Written exercise: Restate the listing that follows word for word, without its pictures.

** begin **

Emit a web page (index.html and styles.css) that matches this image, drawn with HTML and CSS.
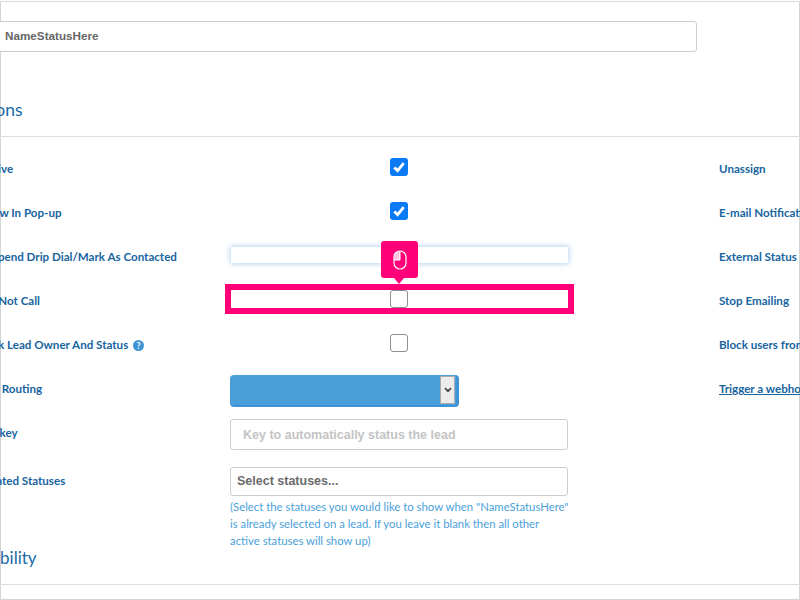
FILE: index.html
```html
<!DOCTYPE html>
<html lang="en">
<head>
<meta charset="utf-8">
<title>Status settings</title>
<link rel="stylesheet" href="styles.css">
</head>
<body>
<div class="frame">
  <div class="content">
    <div class="name-wrap"><div class="field name-field">NameStatusHere</div></div>
    <h2 class="heading options">Options</h2>
    <div class="rows">
      <div class="row">
        <div class="label">Active</div>
        <div class="control"><span class="check on"><svg viewBox="0 0 18 18" width="18" height="18"><path d="M4.3 9.4 7.6 12.6 13.7 5.2" fill="none" stroke="#fff" stroke-width="2.8"/></svg></span></div>
        <div class="label right">Unassign</div>
      </div>
      <div class="row">
        <div class="label">Show In Pop-up</div>
        <div class="control"><span class="check on"><svg viewBox="0 0 18 18" width="18" height="18"><path d="M4.3 9.4 7.6 12.6 13.7 5.2" fill="none" stroke="#fff" stroke-width="2.8"/></svg></span></div>
        <div class="label right">E-mail Notifications</div>
      </div>
      <div class="row">
        <div class="label">Suspend Drip Dial/Mark As Contacted</div>
        <div class="control"><div class="ghost"></div></div>
        <div class="label right">External Status</div>
      </div>
      <div class="row">
        <div class="label">Do Not Call</div>
        <div class="control highlight">
          <span class="check"></span>
          <div class="tip">
            <svg viewBox="0 0 14 20" width="14" height="20"><path d="M7 1.5A5.5 5.5 0 0 0 1.5 7V10H7Z" fill="#ffc4e2"/><rect x="1" y="1" width="12" height="18" rx="6" fill="none" stroke="#fff" stroke-width="1.2"/><path d="M7 1V10H1" fill="none" stroke="#fff" stroke-width="1"/></svg>
          </div>
        </div>
        <div class="label right">Stop Emailing</div>
      </div>
      <div class="row">
        <div class="label">Lock Lead Owner And Status <span class="help">?</span></div>
        <div class="control"><span class="check"></span></div>
        <div class="label right">Block users from</div>
      </div>
      <div class="row">
        <div class="label">IVR Routing</div>
        <div class="control">
          <div class="dropdown"><span class="arrow"><svg viewBox="0 0 8 6" width="8" height="6"><path d="M1 1.2 4 4.2 7 1.2" fill="none" stroke="#444" stroke-width="1.7"/></svg></span></div>
        </div>
        <div class="label right link">Trigger a webhook</div>
      </div>
      <div class="row tall">
        <div class="label">Hotkey</div>
        <div class="control"><div class="field key">Key to automatically status the lead</div></div>
      </div>
      <div class="row">
        <div class="label">Related Statuses</div>
        <div class="control">
          <div class="field statuses">Select statuses...</div>
          <p class="hint">(Select the statuses you would like to show when "NameStatusHere"<br>is already selected on a lead. If you leave it blank then all other<br>active statuses will show up)</p>
        </div>
      </div>
    </div>
    <h2 class="heading visibility">Visibility</h2>
  </div>
</div>
</body>
</html>
```

FILE: styles.css
```css
html, body {
  margin: 0;
  padding: 0;
  background: #fff;
}
.frame {
  box-sizing: border-box;
  width: 800px;
  height: 600px;
  overflow: hidden;
  border-top: 1px solid #fff;
  box-shadow: inset 1px 0 0 #d4d4d4, inset -1px 0 0 #d4d4d4, inset 0 -1px 0 #d4d4d4;
  font-family: "Lato", "Liberation Sans", sans-serif;
}
.content {
  margin-left: -20px;
  width: 900px;
  border-top: 1px solid #d8d8d8;
  padding-top: 19px;
}
.name-wrap {
  width: 717px;
}
.field {
  box-sizing: border-box;
  border: 1px solid #ccc;
  border-radius: 3px;
  background: #fff;
  font-family: "Liberation Sans", Arial, sans-serif;
  font-weight: 700;
  font-size: 12.5px;
  color: #666;
}
.name-field {
  height: 31px;
  line-height: 28px;
  padding-left: 24px;
  font-size: 11.7px;
}
.heading {
  margin: 0;
  font-weight: 400;
  line-height: 20px;
  color: #1a6aa6;
}
.options {
  margin-top: 48px;
  font-size: 17.5px;
  text-indent: -19px;
  padding-bottom: 16px;
  border-bottom: 1px solid #ddd;
}
.rows {
  padding-top: 10px;
}
.row {
  display: grid;
  grid-template-columns: 250px 338px 1fr;
  min-height: 44px;
}
.row.tall {
  min-height: 48px;
}
.label {
  padding-top: 14px;
  font-size: 11.6px;
  line-height: 16px;
  font-weight: 700;
  color: #17649f;
  white-space: nowrap;
}
.label.right {
  padding-left: 151px;
}
.link {
  text-decoration: underline;
}
.control {
  position: relative;
  align-self: start;
  margin-top: 11px;
  text-align: center;
  line-height: 0;
}
.check {
  display: inline-block;
  box-sizing: border-box;
  width: 18px;
  height: 18px;
  border: 1px solid #8f8f8f;
  border-radius: 3px;
  background: #fff;
}
.check.on {
  border: 0;
  background: #0b7bf5;
}
.ghost {
  height: 16px;
  margin: 1px 0 0 1px;
  background: #fff;
  box-shadow: 0 0 5px 1px rgba(74, 144, 217, .4);
}
.highlight {
  height: 18px;
  margin-left: 1px;
  background: #fff;
  outline: 6px solid #ff0078;
}
.highlight .check {
  margin-right: 1px;
}
.tip {
  position: absolute;
  left: 150px;
  top: -49px;
  width: 37px;
  height: 37px;
  display: flex;
  align-items: center;
  justify-content: center;
  background: #ff0078;
  border-radius: 3px;
}
.tip::after {
  content: "";
  position: absolute;
  left: 13px;
  top: 37px;
  border-style: solid;
  border-width: 6px 5px 0;
  border-color: #ff0078 transparent transparent;
}
.help {
  display: inline-block;
  width: 11px;
  height: 11px;
  margin-left: 2px;
  border-radius: 50%;
  background: #3f94d6;
  color: #fff;
  font-size: 9px;
  line-height: 11px;
  text-align: center;
}
.dropdown {
  position: relative;
  box-sizing: border-box;
  width: 229px;
  height: 32px;
  margin-top: -3px;
  background: #4a9fd9;
  border-radius: 4px;
  border-bottom: 2px solid #3e93d6;
  border-right: 3px solid #3e93d6;
}
.arrow {
  position: absolute;
  right: 1px;
  top: 1px;
  box-sizing: border-box;
  width: 15px;
  height: 28px;
  display: flex;
  align-items: center;
  justify-content: center;
  background: #ececec;
  border: 1px solid #aaa;
}
.key {
  height: 31px;
  margin-top: -3px;
  line-height: 30px;
  padding-left: 12px;
  text-align: left;
  color: #c4c4c4;
}
.statuses {
  height: 29px;
  margin-top: -3px;
  line-height: 27px;
  padding-left: 6px;
  text-align: left;
  color: #6b6b6b;
}
.hint {
  margin: 2px 0 0;
  font-size: 11.35px;
  line-height: 17px;
  color: #4a9fd9;
  text-align: left;
  white-space: nowrap;
}
.visibility {
  margin-top: -1px;
  font-size: 17px;
  text-indent: -7px;
  padding-bottom: 16px;
  border-bottom: 1px solid #ddd;
}
```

** end **

Solution to the exercise:
Emit a web page (index.html and styles.css) that matches this image, drawn with HTML and CSS.
FILE: index.html
```html
<!DOCTYPE html>
<html lang="en">
<head>
<meta charset="utf-8">
<title>Status settings</title>
<link rel="stylesheet" href="styles.css">
</head>
<body>
<div class="frame">
  <div class="content">
    <div class="name-wrap"><div class="field name-field">NameStatusHere</div></div>
    <h2 class="heading options">Options</h2>
    <div class="rows">
      <div class="row">
        <div class="label">Active</div>
        <div class="control"><span class="check on"><svg viewBox="0 0 18 18" width="18" height="18"><path d="M4.3 9.4 7.6 12.6 13.7 5.2" fill="none" stroke="#fff" stroke-width="2.8"/></svg></span></div>
        <div class="label right">Unassign</div>
      </div>
      <div class="row">
        <div class="label">Show In Pop-up</div>
        <div class="control"><span class="check on"><svg viewBox="0 0 18 18" width="18" height="18"><path d="M4.3 9.4 7.6 12.6 13.7 5.2" fill="none" stroke="#fff" stroke-width="2.8"/></svg></span></div>
        <div class="label right">E-mail Notifications</div>
      </div>
      <div class="row">
        <div class="label">Suspend Drip Dial/Mark As Contacted</div>
        <div class="control"><div class="ghost"></div></div>
        <div class="label right">External Status</div>
      </div>
      <div class="row">
        <div class="label">Do Not Call</div>
        <div class="control highlight">
          <span class="check"></span>
          <div class="tip">
            <svg viewBox="0 0 14 20" width="14" height="20"><path d="M7 1.5A5.5 5.5 0 0 0 1.5 7V10H7Z" fill="#ffc4e2"/><rect x="1" y="1" width="12" height="18" rx="6" fill="none" stroke="#fff" stroke-width="1.2"/><path d="M7 1V10H1" fill="none" stroke="#fff" stroke-width="1"/></svg>
          </div>
        </div>
        <div class="label right">Stop Emailing</div>
      </div>
      <div class="row">
        <div class="label">Lock Lead Owner And Status <span class="help">?</span></div>
        <div class="control"><span class="check"></span></div>
        <div class="label right">Block users from</div>
      </div>
      <div class="row">
        <div class="label">IVR Routing</div>
        <div class="control">
          <div class="dropdown"><span class="arrow"><svg viewBox="0 0 8 6" width="8" height="6"><path d="M1 1.2 4 4.2 7 1.2" fill="none" stroke="#444" stroke-width="1.7"/></svg></span></div>
        </div>
        <div class="label right link">Trigger a webhook</div>
      </div>
      <div class="row tall">
        <div class="label">Hotkey</div>
        <div class="control"><div class="field key">Key to automatically status the lead</div></div>
      </div>
      <div class="row">
        <div class="label">Related Statuses</div>
        <div class="control">
          <div class="field statuses">Select statuses...</div>
          <p class="hint">(Select the statuses you would like to show when "NameStatusHere"<br>is already selected on a lead. If you leave it blank then all other<br>active statuses will show up)</p>
        </div>
      </div>
    </div>
    <h2 class="heading visibility">Visibility</h2>
  </div>
</div>
</body>
</html>
```

FILE: styles.css
```css
html, body {
  margin: 0;
  padding: 0;
  background: #fff;
}
.frame {
  box-sizing: border-box;
  width: 800px;
  height: 600px;
  overflow: hidden;
  border-top: 1px solid #fff;
  box-shadow: inset 1px 0 0 #d4d4d4, inset -1px 0 0 #d4d4d4, inset 0 -1px 0 #d4d4d4;
  font-family: "Lato", "Liberation Sans", sans-serif;
}
.content {
  margin-left: -20px;
  width: 900px;
  border-top: 1px solid #d8d8d8;
  padding-top: 19px;
}
.name-wrap {
  width: 717px;
}
.field {
  box-sizing: border-box;
  border: 1px solid #ccc;
  border-radius: 3px;
  background: #fff;
  font-family: "Liberation Sans", Arial, sans-serif;
  font-weight: 700;
  font-size: 12.5px;
  color: #666;
}
.name-field {
  height: 31px;
  line-height: 28px;
  padding-left: 24px;
  font-size: 11.7px;
}
.heading {
  margin: 0;
  font-weight: 400;
  line-height: 20px;
  color: #1a6aa6;
}
.options {
  margin-top: 48px;
  font-size: 17.5px;
  text-indent: -19px;
  padding-bottom: 16px;
  border-bottom: 1px solid #ddd;
}
.rows {
  padding-top: 10px;
}
.row {
  display: grid;
  grid-template-columns: 250px 338px 1fr;
  min-height: 44px;
}
.row.tall {
  min-height: 48px;
}
.label {
  padding-top: 14px;
  font-size: 11.6px;
  line-height: 16px;
  font-weight: 700;
  color: #17649f;
  white-space: nowrap;
}
.label.right {
  padding-left: 151px;
}
.link {
  text-decoration: underline;
}
.control {
  position: relative;
  align-self: start;
  margin-top: 11px;
  text-align: center;
  line-height: 0;
}
.check {
  display: inline-block;
  box-sizing: border-box;
  width: 18px;
  height: 18px;
  border: 1px solid #8f8f8f;
  border-radius: 3px;
  background: #fff;
}
.check.on {
  border: 0;
  background: #0b7bf5;
}
.ghost {
  height: 16px;
  margin: 1px 0 0 1px;
  background: #fff;
  box-shadow: 0 0 5px 1px rgba(74, 144, 217, .4);
}
.highlight {
  height: 18px;
  margin-left: 1px;
  background: #fff;
  outline: 6px solid #ff0078;
}
.highlight .check {
  margin-right: 1px;
}
.tip {
  position: absolute;
  left: 150px;
  top: -49px;
  width: 37px;
  height: 37px;
  display: flex;
  align-items: center;
  justify-content: center;
  background: #ff0078;
  border-radius: 3px;
}
.tip::after {
  content: "";
  position: absolute;
  left: 13px;
  top: 37px;
  border-style: solid;
  border-width: 6px 5px 0;
  border-color: #ff0078 transparent transparent;
}
.help {
  display: inline-block;
  width: 11px;
  height: 11px;
  margin-left: 2px;
  border-radius: 50%;
  background: #3f94d6;
  color: #fff;
  font-size: 9px;
  line-height: 11px;
  text-align: center;
}
.dropdown {
  position: relative;
  box-sizing: border-box;
  width: 229px;
  height: 32px;
  margin-top: -3px;
  background: #4a9fd9;
  border-radius: 4px;
  border-bottom: 2px solid #3e93d6;
  border-right: 3px solid #3e93d6;
}
.arrow {
  position: absolute;
  right: 1px;
  top: 1px;
  box-sizing: border-box;
  width: 15px;
  height: 28px;
  display: flex;
  align-items: center;
  justify-content: center;
  background: #ececec;
  border: 1px solid #aaa;
}
.key {
  height: 31px;
  margin-top: -3px;
  line-height: 30px;
  padding-left: 12px;
  text-align: left;
  color: #c4c4c4;
}
.statuses {
  height: 29px;
  margin-top: -3px;
  line-height: 27px;
  padding-left: 6px;
  text-align: left;
  color: #6b6b6b;
}
.hint {
  margin: 2px 0 0;
  font-size: 11.35px;
  line-height: 17px;
  color: #4a9fd9;
  text-align: left;
  white-space: nowrap;
}
.visibility {
  margin-top: -1px;
  font-size: 17px;
  text-indent: -7px;
  padding-bottom: 16px;
  border-bottom: 1px solid #ddd;
}
```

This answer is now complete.